In general we recommend setting configurations via config files to define reproducible experiments and use command-line arguments to override the config values to run variants of the same experiment. Environment variables are usually only used in production settings to communicate with the Prime Protocol worker. In most cases, you should not need to use environment variables. The precedence order will be important if multiple sources try to configure the same argument. For example, in the following command, all sources will define a model name
# qwen8b.toml
[model]
name = "Qwen/Qwen3-8B"
# qwen14b.toml
[model]
name = "Qwen/Qwen-14B"
PRIME_MODEL__NAME=Qwen/Qwen3-4B uv run ... @ qwen8b.toml @ qwen14b.toml --model.name Qwen/Qwen3-32B
In this example, the CLI argument --model.name Qwen/Qwen3-32B will take precendence and the script will use Qwen/Qwen3-32B as the model name.
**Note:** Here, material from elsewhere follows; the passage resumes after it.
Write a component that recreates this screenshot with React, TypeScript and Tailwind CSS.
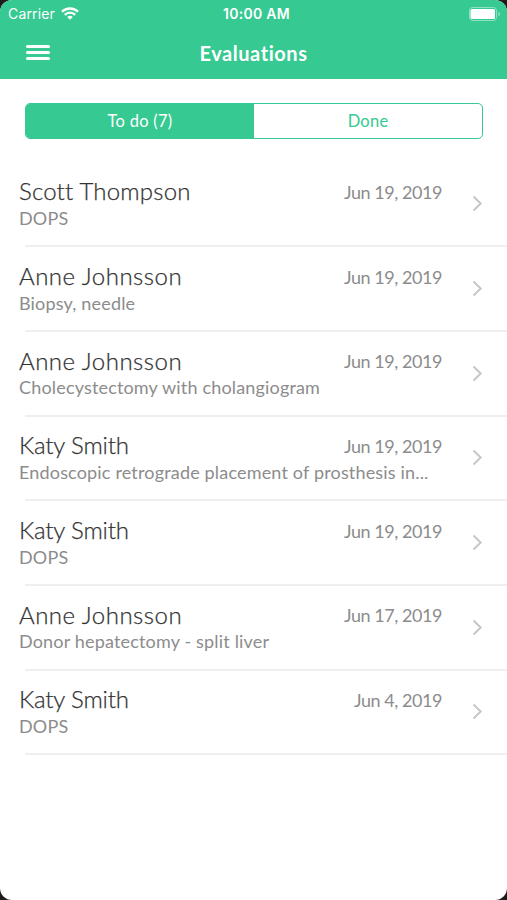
import React, { useState } from 'react';

interface Evaluation {
  id: number;
  name: string;
  tracking: string;
  procedure: string;
  date: string;
}

const evaluations: Evaluation[] = [
  { id: 1, name: 'Scott Thompson', tracking: 'tracking-[0.2px]', procedure: 'DOPS', date: 'Jun 19, 2019' },
  { id: 2, name: 'Anne Johnsson', tracking: 'tracking-[0.5px]', procedure: 'Biopsy, needle', date: 'Jun 19, 2019' },
  { id: 3, name: 'Anne Johnsson', tracking: 'tracking-[0.5px]', procedure: 'Cholecystectomy with cholangiogram', date: 'Jun 19, 2019' },
  { id: 4, name: 'Katy Smith', tracking: 'tracking-[-0.15px]', procedure: 'Endoscopic retrograde placement of prosthesis in...', date: 'Jun 19, 2019' },
  { id: 5, name: 'Katy Smith', tracking: 'tracking-[-0.15px]', procedure: 'DOPS', date: 'Jun 19, 2019' },
  { id: 6, name: 'Anne Johnsson', tracking: 'tracking-[0.5px]', procedure: 'Donor hepatectomy - split liver', date: 'Jun 17, 2019' },
  { id: 7, name: 'Katy Smith', tracking: 'tracking-[-0.15px]', procedure: 'DOPS', date: 'Jun 4, 2019' },
];

const WifiIcon = () => (
  <svg className="w-[18px] h-[13px]" viewBox="0 0 18 13" fill="none" stroke="white" strokeWidth="2.3">
    <path d="M1 4.8a11.3 11.3 0 0 1 16 0" />
    <path d="M3.8 7.9a7.3 7.3 0 0 1 10.4 0" />
    <path d="M9 12.8 6.2 10a4 4 0 0 1 5.6 0Z" fill="white" stroke="none" />
  </svg>
);

const BatteryIcon = () => (
  <svg className="w-[32px] h-[14px]" viewBox="0 0 32 14" fill="none">
    <rect x="0.5" y="0.5" width="27" height="13" rx="3" stroke="white" strokeOpacity="0.45" />
    <rect x="1.5" y="2" width="24.5" height="10" rx="1.5" fill="white" />
    <path d="M29.3 5v4c1-.4 1.6-1.1 1.6-2s-.6-1.6-1.6-2Z" fill="white" fillOpacity="0.5" />
  </svg>
);

const ChevronIcon = () => (
  <svg className="w-[11px] h-[17px]" viewBox="0 0 11 17" fill="none" stroke="#c7c7c7" strokeWidth="2">
    <path d="M1.5 1.5 8.7 8.5 1.5 15.5" />
  </svg>
);

const Header = () => (
  <header className="h-[79px] bg-[#36c991] text-white">
    <div className="h-[27px] px-2 grid grid-cols-3 items-center">
      <div className="flex items-center gap-[6px]">
        <span className="font-['Inter',sans-serif] text-[14px] tracking-[0.15px]">Carrier</span>
        <WifiIcon />
      </div>
      <span className="pl-[6px] text-center font-['Inter',sans-serif] text-[14px] font-semibold tracking-[0.3px]">10:00 AM</span>
      <div className="flex justify-end -mr-[2px]">
        <BatteryIcon />
      </div>
    </div>
    <div className="h-[50px] px-[26px] grid grid-cols-3 items-center">
      <button className="w-6 flex flex-col gap-[3px]">
        <span className="h-[3px] rounded-full bg-white" />
        <span className="h-[3px] rounded-full bg-white" />
        <span className="h-[3px] rounded-full bg-white" />
      </button>
      <h1 className="pt-px text-center text-[20px] font-bold tracking-[0.55px] whitespace-nowrap">Evaluations</h1>
    </div>
  </header>
);

const EvaluationRow: React.FC<{ evaluation: Evaluation }> = ({ evaluation }) => (
  <li className="h-[84.7px] flex flex-col">
    <div className="flex-1 flex items-center pl-[19px] pr-[24px]">
      <div className="flex-1 min-w-0 pb-px">
        <div className="flex items-center justify-between pr-[30px] h-[29px]">
          <span className={`text-[24px] font-light text-[#333333] [-webkit-text-stroke:0.25px_#333333] whitespace-nowrap ${evaluation.tracking}`}>{evaluation.name}</span>
          <span className="pt-[2px] text-[18px] tracking-[-0.45px] text-[#8c8c8c] whitespace-nowrap">{evaluation.date}</span>
        </div>
        <p className="text-[18px] leading-[24px] tracking-[0.17px] text-[#8c8c8c] whitespace-nowrap">{evaluation.procedure}</p>
      </div>
      <ChevronIcon />
    </div>
    <div className="ml-[25px] h-[2px] bg-[#efefef]" />
  </li>
);

const App = () => {
  const [tab, setTab] = useState<'todo' | 'done'>('todo');

  return (
    <div className="h-[900px] bg-[#1c1c1c]">
      <div className="h-full overflow-hidden rounded-[12px] bg-white font-['Lato',sans-serif] [font-variant-ligatures:none]">
        <Header />
        <div className="ml-[25px] mr-[24px] mt-6 h-[35.5px] flex overflow-hidden rounded-[5px] border border-[#36c991] text-[16.5px] tracking-[0.25px]">
          <button
            onClick={() => setTab('todo')}
            className={tab === 'todo' ? 'flex-1 pt-[2px] bg-[#36c991] text-white' : 'flex-1 pt-[2px] text-[#36c991]'}
          >
            To do (7)
          </button>
          <button
            onClick={() => setTab('done')}
            className={tab === 'done' ? 'flex-1 pt-[2px] bg-[#36c991] text-white' : 'flex-1 pt-[2px] text-[#36c991]'}
          >
            Done
          </button>
        </div>
        <ul className="mt-[24px]">
          {evaluations.map((evaluation) => (
            <EvaluationRow key={evaluation.id} evaluation={evaluation} />
          ))}
        </ul>
      </div>
    </div>
  );
};

export default App;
If the CLI argument wasn’t set, then the second config file would take precedence and the script would use Qwen/Qwen-14B as the model name. If the second config file wasn’t set, then the first config file would take precedence and the script would use Qwen/Qwen3-8B as the model name. Finally, if the first config file wasn’t set, then the environment variable would take precedence and the script would use Qwen/Qwen-4B as the model name. If the environment variable wasn’t set, then the default value would be used and the script would use Qwen/Qwen3-0.6B as the model name.